Wednesday, March 5, 2014

Quick and Quiet Crate Training

I've done a variety of fostering and transporting to help various rescues. Southern California shelters are perpetually overflowing with chihuahuas and chihuahua mixes. Meanwhile, there are plenty of places around the country where little dogs rarely show up in shelters at all. My theory is that cold winters limit their population. Obviously the solution for this problem is to export chihuahuas from our overcrowded shelters to places where tiny rescue dogs are in high demand. Some of our local rescues have teamed up a couple of times to drive dozens of chihuahuas to Montana. Merlin's Magical Carpet Ride is amazing, dogs that had been sitting in shelters for months got adopted within days of arriving.

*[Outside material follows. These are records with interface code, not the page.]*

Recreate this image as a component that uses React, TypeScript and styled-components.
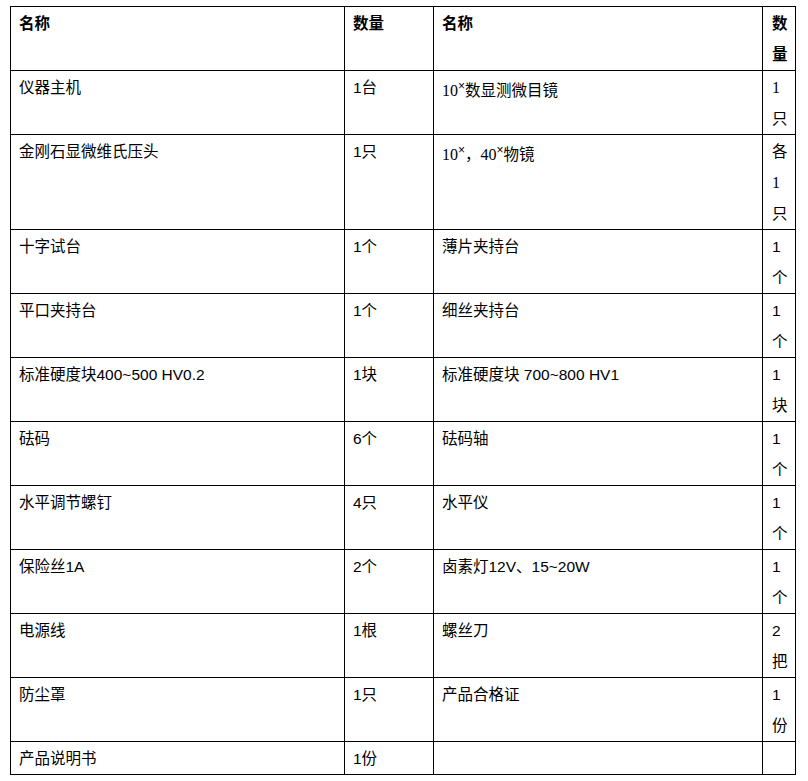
import React from "react";
import styled, { createGlobalStyle } from "styled-components";

const Global = createGlobalStyle`
  html, body { margin: 0; padding: 0; background: #ffffff; }
  body { font-family: "Liberation Sans", "Noto Sans CJK SC", sans-serif; color: #000; }
`;

const Page = styled.div`
  padding: 6px 0 0 10px;
`;

const Table = styled.table`
  border-collapse: collapse;
  table-layout: fixed;
  width: 785px;
  font-size: 15.5px;
  line-height: 31px;
`;

const Cell = styled.td<{ $head?: boolean; $low?: boolean }>`
  border: 1px solid #000;
  vertical-align: top;
  padding: ${(p) => (p.$low ? "4px" : "1px")} 8px 0 8px;
  font-weight: ${(p) => (p.$head ? 700 : 400)};
  word-break: break-all;
  text-align: left;
`;

const NarrowCell = styled(Cell)`
  padding: 1px 4px 0 9px;
`;

const Serif = styled.span`
  font-family: "Liberation Serif", "Noto Sans CJK SC", serif;
  font-size: 16px;
`;

const Sup = styled.sup`
  font-family: "Liberation Sans", sans-serif;
  font-size: 12px;
  line-height: 0;
  vertical-align: 6px;
`;

type Row = {
  a: React.ReactNode;
  b: React.ReactNode;
  c: React.ReactNode;
  d: React.ReactNode;
  low?: boolean;
};

const rows: Row[] = [
  {
    a: "仪器主机",
    b: "1台",
    c: (
      <>
        <Serif>10</Serif>
        <Sup>×</Sup>数显测微目镜
      </>
    ),
    d: (
      <>
        <Serif>1</Serif>只
      </>
    ),
    low: true,
  },
  {
    a: "金刚石显微维氏压头",
    b: "1只",
    c: (
      <>
        <Serif>10</Serif>
        <Sup>×</Sup>，<Serif>40</Serif>
        <Sup>×</Sup>物镜
      </>
    ),
    d: (
      <>
        各<Serif>1</Serif>只
      </>
    ),
    low: true,
  },
  { a: "十字试台", b: "1个", c: "薄片夹持台", d: "1个" },
  { a: "平口夹持台", b: "1个", c: "细丝夹持台", d: "1个" },
  { a: "标准硬度块400~500 HV0.2", b: "1块", c: "标准硬度块 700~800 HV1", d: "1块" },
  { a: "砝码", b: "6个", c: "砝码轴", d: "1个" },
  { a: "水平调节螺钉", b: "4只", c: "水平仪", d: "1个" },
  { a: "保险丝1A", b: "2个", c: "卤素灯12V、15~20W", d: "1个" },
  { a: "电源线", b: "1根", c: "螺丝刀", d: "2把" },
  { a: "防尘罩", b: "1只", c: "产品合格证", d: "1份" },
  { a: "产品说明书", b: "1份", c: "", d: "" },
];

export default function App() {
  return (
    <>
      <Global />
      <Page>
        <Table>
          <colgroup>
            <col style={{ width: 334 }} />
            <col style={{ width: 89 }} />
            <col style={{ width: 329 }} />
            <col style={{ width: 33 }} />
          </colgroup>
          <tbody>
            <tr>
              <Cell $head>名称</Cell>
              <Cell $head>数量</Cell>
              <Cell $head>名称</Cell>
              <NarrowCell $head>数量</NarrowCell>
            </tr>
            {rows.map((r, i) => (
              <tr key={i}>
                <Cell>{r.a}</Cell>
                <Cell>{r.b}</Cell>
                <Cell $low={r.low}>{r.c}</Cell>
                <NarrowCell>{r.d}</NarrowCell>
              </tr>
            ))}
          </tbody>
        </Table>
      </Page>
    </>
  );
}
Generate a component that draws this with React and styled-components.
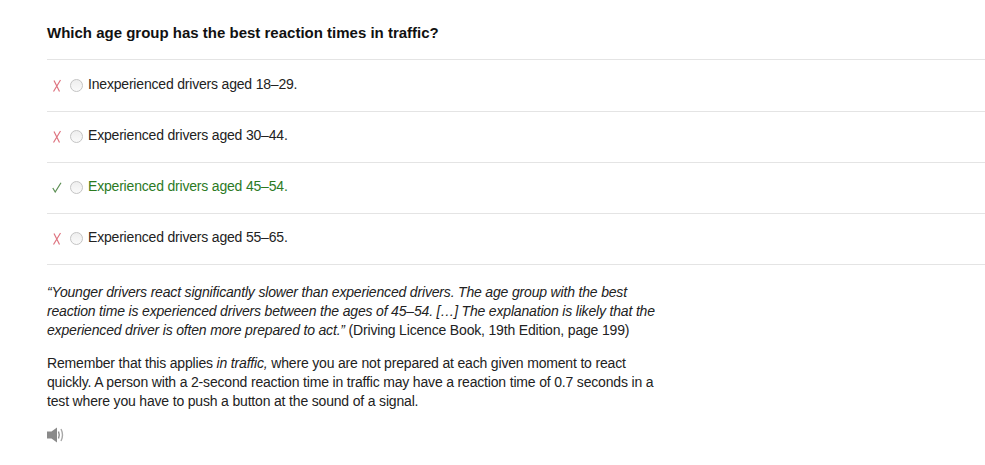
import React from 'react';
import styled, { createGlobalStyle } from 'styled-components';

const Global = createGlobalStyle`
  html, body { margin: 0; padding: 0; background: #fff; }
  body { font-family: "Liberation Sans", Arial, sans-serif; color: #222; overflow: hidden; }
`;
const Page = styled.main`
  width: 985px; height: 465px; box-sizing: border-box; padding-top: 24px; overflow: hidden;
`;
const Question = styled.h1`
  margin: 0 0 17px 47px; font-size: 15px; line-height: 18px; font-weight: 700; color: #111;
`;
const List = styled.ul`
  list-style: none; margin: 0 0 0 47px; padding: 0; border-top: 1px solid #e4e4e4;
`;
const Row = styled.li`
  box-sizing: border-box; height: 51px; padding-bottom: 4px; border-bottom: 1px solid #e4e4e4;
  display: flex; align-items: center;
  font-size: 14px; letter-spacing: -0.19px; color: ${p => (p.$correct ? '#2c7a1f' : '#222')};
  &:first-child { height: 52px; padding-top: 1px; }
`;
const Mark = styled.span`
  width: 23px; display: flex; align-items: center; padding-left: 5px; box-sizing: border-box; margin-top: 3px;
`;
const Radio = styled.span`
  width: 11px; height: 11px; border: 1px solid #c4c4c4; border-radius: 50%; margin-right: 5px; margin-top: 2px;
  background: linear-gradient(#eee, #fafafa);
`;
const Explanation = styled.section`
  width: 612px; margin: 18px 0 0 47px; font-size: 14px; line-height: 19px; letter-spacing: -0.175px; color: #222;
`;
const Para = styled.p`
  margin: 0 0 14px;
`;
const Sound = styled.svg`
  display: block; margin-top: 16px;
`;

const Cross = () => (
  <svg width="10" height="13" viewBox="0 0 10 13" fill="none" stroke="#de7480" strokeWidth="1.2">
    <path d="M2 1.5 L7.5 12.5 M8.5 1 L1.5 12.5" />
  </svg>
);
const Check = () => (
  <svg width="10" height="11" viewBox="0 0 10 11" fill="none" stroke="#5c8f54" strokeWidth="1.2">
    <path d="M0.8 6 L3.2 10 L9 0.8" />
  </svg>
);

const answers = [
  ['Inexperienced drivers aged 18–29.', false],
  ['Experienced drivers aged 30–44.', false],
  ['Experienced drivers aged 45–54.', true],
  ['Experienced drivers aged 55–65.', false],
];

export default function App() {
  return (
    <Page>
      <Global />
      <Question>Which age group has the best reaction times in traffic?</Question>
      <List>
        {answers.map(([t, ok]) => (
          <Row key={t} $correct={ok}>
            <Mark>{ok ? <Check /> : <Cross />}</Mark>
            <Radio />
            {t}
          </Row>
        ))}
      </List>
      <Explanation>
        <Para>
          <em>“Younger drivers react significantly slower than experienced drivers. The age group with the best reaction time is experienced drivers between the ages of 45–54. […] The explanation is likely that the experienced driver is often more prepared to act.”</em> (Driving Licence Book, 19th Edition, page 199)
        </Para>
        <Para>
          Remember that this applies <em>in traffic,</em> where you are not prepared at each given moment to react quickly. A person with a 2-second reaction time in traffic may have a reaction time of 0.7 seconds in a test where you have to push a button at the sound of a signal.
        </Para>
        <Sound width="18" height="16" viewBox="0 0 18 16" fill="none">
          <path d="M0 4.5 H4.5 L10 0.5 V15.5 L4.5 11.5 H0 Z" fill="#8a8a8a" />
          <path d="M11.5 4.5 Q13 8 11.5 11.5" stroke="#8f8f8f" strokeWidth="1.4" />
          <path d="M14 2 Q17 8 14 14" stroke="#a8a8a8" strokeWidth="1.4" />
        </Sound>
      </Explanation>
    </Page>
  );
}
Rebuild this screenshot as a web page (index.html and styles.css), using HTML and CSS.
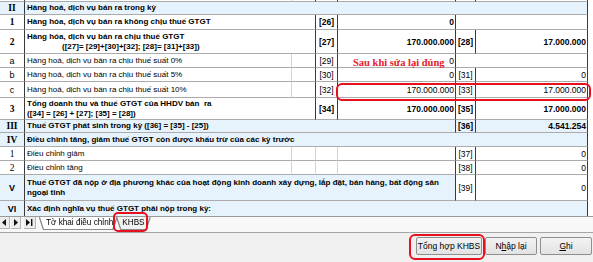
FILE: index.html
```html
<!DOCTYPE html>
<html lang="vi">
<head>
  <meta charset="utf-8">
  <title>KHBS</title>
  <link rel="stylesheet" href="styles.css">
</head>
<body>
  <div class="sheet">
    <table class="grid">
      <colgroup>
        <col class="c-no"><col class="c-txt"><col class="c-gap"><col class="c-code"><col class="c-val"><col class="c-code2"><col class="c-val2">
      </colgroup>
      <tr class="r-top">
        <td class="dk"></td><td></td><td class="dk"></td><td class="dk"></td><td class="dk"></td><td class="dk"></td><td class="dk"></td>
      </tr>
      <tr class="sec h13">
        <td class="num dk">II</td>
        <td colspan="6" class="b dk">Hàng hoá, dịch vụ bán ra trong kỳ</td>
      </tr>
      <tr class="h15">
        <td class="num dk">1</td>
        <td colspan="2" class="b dk">Hàng hóa, dịch vụ bán ra không chịu thuế GTGT</td>
        <td class="code b dk">[26]</td>
        <td class="val b dk">0</td>
        <td colspan="2" class="dk"></td>
      </tr>
      <tr class="h24">
        <td class="num dk">2</td>
        <td colspan="2" class="b dk">Hàng hóa, dịch vụ bán ra chịu thuế GTGT<br><span class="indent">([27]= [29]+[30]+[32]; [28]= [31]+[33])</span></td>
        <td class="code b dk">[27]</td>
        <td class="val b dk">170.000.000</td>
        <td class="code b dk">[28]</td>
        <td class="val b dk">17.000.000</td>
      </tr>
      <tr class="h14">
        <td class="sub dk">a</td>
        <td>Hàng hoá, dịch vụ bán ra chịu thuế suất 0%</td>
        <td class="dk"></td>
        <td class="code dk">[29]</td>
        <td class="val dk">0</td>
        <td colspan="2" class="dk"></td>
      </tr>
      <tr class="h14">
        <td class="sub dk">b</td>
        <td>Hàng hoá, dịch vụ bán ra chịu thuế suất 5%</td>
        <td class="dk"></td>
        <td class="code dk">[30]</td>
        <td class="val dk">0</td>
        <td class="code dk">[31]</td>
        <td class="val dk">0</td>
      </tr>
      <tr class="h16">
        <td class="sub dk">c</td>
        <td>Hàng hoá, dịch vụ bán ra chịu thuế suất 10%</td>
        <td class="dk"></td>
        <td class="code dk">[32]</td>
        <td class="val dk">170.000.000</td>
        <td class="code dk">[33]</td>
        <td class="val dk">17.000.000</td>
      </tr>
      <tr class="h22">
        <td class="num dk">3</td>
        <td colspan="2" class="b dk">Tổng doanh thu và thuế GTGT của HHDV bán&nbsp; ra<br>([34] = [26] + [27]; [35] = [28])</td>
        <td class="code b dk">[34]</td>
        <td class="val b dk">170.000.000</td>
        <td class="code b dk">[35]</td>
        <td class="val b dk">17.000.000</td>
      </tr>
      <tr class="sec h13">
        <td class="num dk">III</td>
        <td colspan="4" class="b dk">Thuế GTGT phát sinh trong kỳ ([36] = [35] - [25])</td>
        <td class="code b dk">[36]</td>
        <td class="val b dk">4.541.254</td>
      </tr>
      <tr class="sec h14">
        <td class="num dk">IV</td>
        <td colspan="6" class="b dk">Điều chỉnh tăng, giảm thuế GTGT còn được khấu trừ của các kỳ trước</td>
      </tr>
      <tr class="h14">
        <td class="num reg dk">1</td>
        <td>Điều chỉnh giảm</td>
        <td></td>
        <td></td>
        <td class="dk"></td>
        <td class="code dk">[37]</td>
        <td class="val dk">0</td>
      </tr>
      <tr class="h14">
        <td class="num reg dk">2</td>
        <td>Điều chỉnh tăng</td>
        <td></td>
        <td></td>
        <td class="dk"></td>
        <td class="code dk">[38]</td>
        <td class="val dk">0</td>
      </tr>
      <tr class="sec h26">
        <td class="sub b dk">V</td>
        <td colspan="4" class="b dk">Thuế GTGT đã nộp ở địa phương khác của hoạt động kinh doanh xây dựng, lắp đặt, bán hàng, bất động sản<br>ngoại tỉnh</td>
        <td class="code white dk">[39]</td>
        <td class="val white dk">0</td>
      </tr>
      <tr class="sec h16">
        <td class="sub b dk">VI</td>
        <td colspan="6" class="b dk">Xác định nghĩa vụ thuế GTGT phải nộp trong kỳ:</td>
      </tr>
    </table>
  </div>

  <div class="tabs">
    <div class="nav">
      <span class="nav-btn"><svg width="5" height="7" viewBox="0 0 5 7"><path d="M4 0 L0 3.5 L4 7 Z" fill="#111"/></svg></span>
      <span class="nav-btn"><svg width="5" height="7" viewBox="0 0 5 7"><path d="M1 0 L5 3.5 L1 7 Z" fill="#111"/></svg></span>
      <span class="nav-btn wide"><svg width="7" height="7" viewBox="0 0 7 7"><path d="M0 0 L4 3.5 L0 7 Z" fill="#111"/><rect x="5" y="0" width="1.4" height="7" fill="#111"/></svg></span>
    </div>
    <div class="tab-set">
      <span class="tab active">Tờ khai điều chỉnh</span>
      <span class="tab">KHBS</span>
    </div>
  </div>

  <div class="footer">
    <button class="btn w-sum">Tổng hợp KHBS</button>
    <button class="btn w-std">N<u>h</u>ập lại</button>
    <button class="btn w-std"><u>G</u>hi</button>
  </div>

  <div class="note">Sau khi sửa lại đúng</div>
  <div class="mark mark-row"></div>
  <div class="mark mark-tab"></div>
  <div class="mark mark-btn"></div>
</body>
</html>
```

FILE: styles.css
```css
* {box-sizing: border-box;}

body {
  margin: 0;
  width: 593px; height: 262px;
  overflow: hidden;
  position: relative;
  background: #fff;
  color: #000;
  font-family: "Liberation Sans", Arial, sans-serif;
  font-size: 8px;
}

/* sheet */
.sheet {height: 216px; overflow: hidden;}
.grid {
  table-layout: fixed;
  border-collapse: separate; border-spacing: 0;
  width: 588px;
}
.c-no {width: 25px;}
.c-txt {width: 267px;}
.c-gap {width: 24px;}
.c-code {width: 22px;}
.c-val {width: 118px;}
.c-code2 {width: 20px;}
.c-val2 {width: 112px;}

.grid td {
  padding: 0 2px;
  border-right: 1px solid #d4d4d4;
  border-bottom: 1px solid #ababab;
  line-height: 10px;
  white-space: nowrap;
  overflow: hidden;
  vertical-align: middle;
}
.grid td.dk {border-right-color: #3a3a3a;}

.r-top td {height: 2px;}
.h13 td {height: 13px;}
.h14 td {height: 14px;}
.h15 td {height: 15px;}
.h16 td {height: 16px;}
.h22 td {height: 22px;}
.h24 td {height: 24px;}
.h26 td {height: 26px;}

.sec td {background: #e6f2fc;}
.sec td.white {background: #fff;}

.grid td.num {
  text-align: center; padding: 0;
  font-family: "Liberation Serif", "Times New Roman", serif;
  font-weight: bold; font-size: 9.5px;
}
.grid td.num.reg {font-weight: normal;}
.grid td.sub {text-align: center; padding: 0; font-size: 9px;}
.b {font-weight: bold;}
.indent {padding-left: 35px;}
.grid td.code {text-align: center; padding: 0; font-size: 8.5px;}
.grid td.val {text-align: right; padding-right: 1px; font-size: 8.5px;}

/* sheet tabs */
.tabs {
  height: 17px;
  display: flex; align-items: flex-start;
  background: #f8f8f8;
  border-top: 1px solid #9a9a9a;
  border-bottom: 1px solid #a6a6a6;
}
.nav {display: flex; gap: 1px;}
.nav-btn {
  width: 10px; height: 12px;
  display: flex; align-items: center; justify-content: center;
  background: #ececec;
  border-right: 1px solid #b4b4b4;
  border-bottom: 1px solid #b4b4b4;
}
.nav-btn.wide {width: 12px; margin-left: 2px;}
.tab-set {
  display: flex; gap: 1px; margin-left: 4px;
  filter: drop-shadow(1px 0 0 #8c8c8c) drop-shadow(-1px 0 0 #8c8c8c) drop-shadow(0 1px 0 #8c8c8c);
}
.tab {
  height: 12px;
  padding: 0 5px;
  line-height: 12px;
  font-size: 8.2px;
  background: #f2f2f2;
  clip-path: polygon(0 0, 100% 0, calc(100% - 4px) 100%, 4px 100%);
}
.tab.active {background: #fff; padding: 0 3px 0 6px;}

/* buttons */
.footer {
  height: 29px;
  display: flex; justify-content: flex-end; align-items: flex-start;
  gap: 3px;
  padding: 4px 1px 0 0;
  background: #f0f0f0;
}
.btn {
  height: 18px;
  padding: 0;
  font-family: "Liberation Sans", Arial, sans-serif;
  font-size: 8.5px; color: #000;
  background: linear-gradient(#f3f3f3, #e2e2e2);
  border: 1px solid #8f8f8f;
  border-radius: 2px;
}
.w-sum {width: 66px;}
.w-std {width: 52px;}

/* hand drawn annotations over the screenshot */
.note {
  position: absolute; left: 353px; top: 57px;
  font-family: "Liberation Serif", "Times New Roman", serif;
  font-weight: bold; font-size: 10.5px;
  color: #e3202b;
}
.mark {
  position: absolute;
  border: 2px solid #e8101c;
  border-radius: 6px;
}
.mark-row {left: 336px; top: 83px; width: 255px; height: 18px;}
.mark-tab {left: 113px; top: 212px; width: 35px; height: 20px; border-radius: 5px;}
.mark-btn {left: 409px; top: 234px; width: 76px; height: 26px;}
```
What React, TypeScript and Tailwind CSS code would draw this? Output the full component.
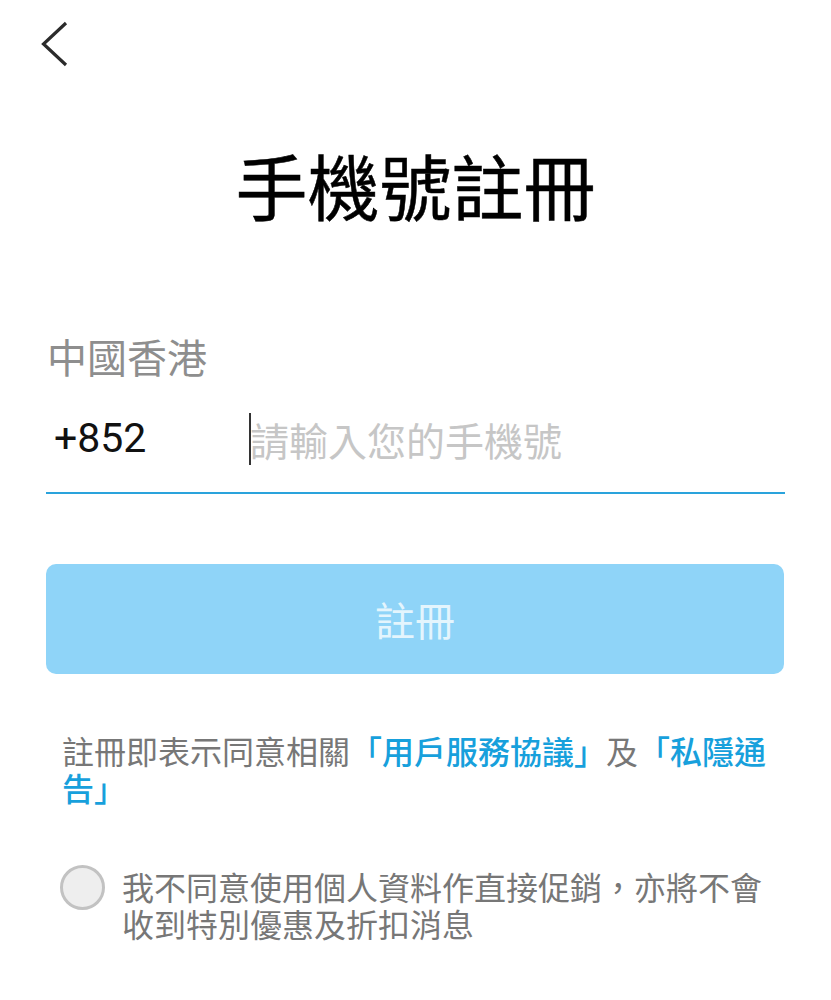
import React, { useState } from 'react';

const cjk = { fontFamily: '"Noto Sans CJK TC", "Noto Sans", sans-serif' };

export default function App() {
  const [optOut, setOptOut] = useState(false);
  const [phone, setPhone] = useState('');

  return (
    <div className="w-full min-h-screen bg-white" style={cjk}>
      {/* back */}
      <div className="h-[88px] pl-[40px] pt-[21px]">
        <button className="block w-[30px] h-[46px]" aria-label="返回">
          <svg width="30" height="46" viewBox="0 0 30 46" fill="none">
            <path d="M26 2 L3.5 23 L26 44" stroke="#2b2b2b" strokeWidth="3.2" strokeLinecap="butt" strokeLinejoin="miter" />
          </svg>
        </button>
      </div>

      <h1 className="mt-[60px] text-center text-[72px] leading-[72px] font-normal text-black [-webkit-text-stroke:0.5px_#000]">手機號註冊</h1>

      <div className="mt-[116px] px-[47px] text-[40px] leading-[40px] text-[#8e8e8e]">中國香港</div>

      <div className="mx-[46px] mt-[10px] h-[108px] flex items-center border-b-2 border-[#2aa3dc]">
        <span className="w-[203px] pl-[8px] text-[41px] text-[#111]" style={{ fontFamily: 'Roboto, "Liberation Sans", sans-serif' }}>+852</span>
        <div className="relative flex-1 flex items-center h-[52px]">
          <span className="absolute left-0 top-0 h-[52px] w-[2px] bg-[#333]" />
          <input
            value={phone}
            onChange={e => setPhone(e.target.value)}
            placeholder="請輸入您的手機號"
            className="w-full pl-[1px] text-[39px] text-[#111] placeholder:text-[#c6c6c6] outline-none bg-transparent"
            style={cjk}
          />
        </div>
      </div>

      <button className="mx-[46px] mt-[70px] h-[110px] w-[738px] rounded-[10px] bg-[#8fd4f8] text-[40px] text-[#e4f5fd] flex items-center justify-center" style={cjk}>
        註冊
      </button>

      <p className="mt-[58px] px-[62px] text-[32px] leading-[37px] text-[#777]">
        註冊即表示同意相關<span className="text-[#17a0dc] font-medium">「用戶服務協議」</span>及<span className="text-[#17a0dc] font-medium">「私隱通告」</span>
      </p>

      <div className="mt-[62px] pl-[60px] pr-[40px] flex items-start gap-[17px]">
        <button
          onClick={() => setOptOut(v => !v)}
          className="mt-[-3px] shrink-0 w-[45px] h-[45px] rounded-full border-[3px] border-[#c2c2c2] bg-[#eeeeee] flex items-center justify-center"
        >
          {optOut && <span className="w-[20px] h-[20px] rounded-full bg-[#17a0dc]" />}
        </button>
        <p className="text-[32px] leading-[37px] text-[#777]">我不同意使用個人資料作直接促銷，亦將不會收到特別優惠及折扣消息</p>
      </div>
    </div>
  );
}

When I lived a bit further south, I used to work with rescues in New York and Minnesota to pull dogs from Los Angeles County shelters and fly them to their forever homes. This was an adventure because I often had just over a week between pulling the dogs and taking them to the airport. The biggest challenge was getting them comfortable in their crates.

This little black and tan miniature pinscher is Wanda. She was picked up as a stray and ended up in a shelter in Los Angeles. Wanda was my biggest crate training challenge, she would hang out in the big crate in the livingroom, but her little airline crate was apparently terrifying. She absolutely refused to go in willingly, panicked and screamed hysterically for hours when forced in, and never calmed down on her own. Treats tossed in the crate and left with her always remained uneaten.

The beginning stages of crate training can be trying, especially if the dog really needs to be confined overnight. I've heard plenty of people told to just put the dog in there and ignore the screaming, but realistically we all need to get sleep. People in apartments or with less-tolerant housemates may not be able to wait through a weeklong extinction burst while their dog has a panic attack in the crate all night, every night.

With Wanda, the clock was ticking and I had to invent an entire new crate training method. The entire process took about three hours the first night, 15 minutes the next, and after that Wanda went into her crate with minimal fuss. I have only tried this with one dog, so if you attempt it please let me know how it goes.

The Quick and Quiet Method

1. Block the dog into a limited area, and make the crate the most comfortable option. I put the crate in a corner of the bedroom where Wanda could see me in bed, and then used a combination of furniture and baby gates to confine to an area of bare floor. Her options were to sleep on the hardwood, or go into the crate with her comfy blankets. If I had to do this in a carpeted room with a dog that didn't mind sleeping on the floor, I might try putting a fan in there to make the floor drafty and the crate more inviting. If the dog would go in the crate for food I would just toss something tasty in there and skip to Step 3.

2. Wait for a while. Wanda took maybe 15 minutes to decide that braving the crate was better than sleeping on the cold floor. I was extremely patient and just ignored her and read a book while she considered her situation.

3. With a less panicky dog I would have tried closing the door after they were in and settled, but this sent Wanda into hysterics immediately. She needed to learn to relax and stay put without the door enforcing the lesson. Instead, I decided to just stand in front of the crate so she couldn't get out. There was no door to frantically claw, just a person she trusted standing comfortably close. This might not work as well on a dog with a less developed sense of personal space, but Wanda seemed to find it comforting rather than confining.

4. When she finally settled down, probably 15-20 minutes later, I attempted to step back from the crate. Wanda popped up and tried to get out, so I again blocked the door with my legs. She settled a little faster, and eventually I was able to inch away again.

5. I learned not to move away too fast, but keep inching away, stepping back again to block her if she tried to leave. I probably spent well over an hour just standing there a couple of feet from her crate.

6. When I could climb into bed without Wanda stirring, I could also quietly close the door. The first time she woke up and we had to do the whole song and dance over again. With a light sleeper I might try pushing the door shut but not latching it. If housetraining wasn't a huge issue I could also have tethered her or just left her blocked into her corner for the night and then tried again the next night.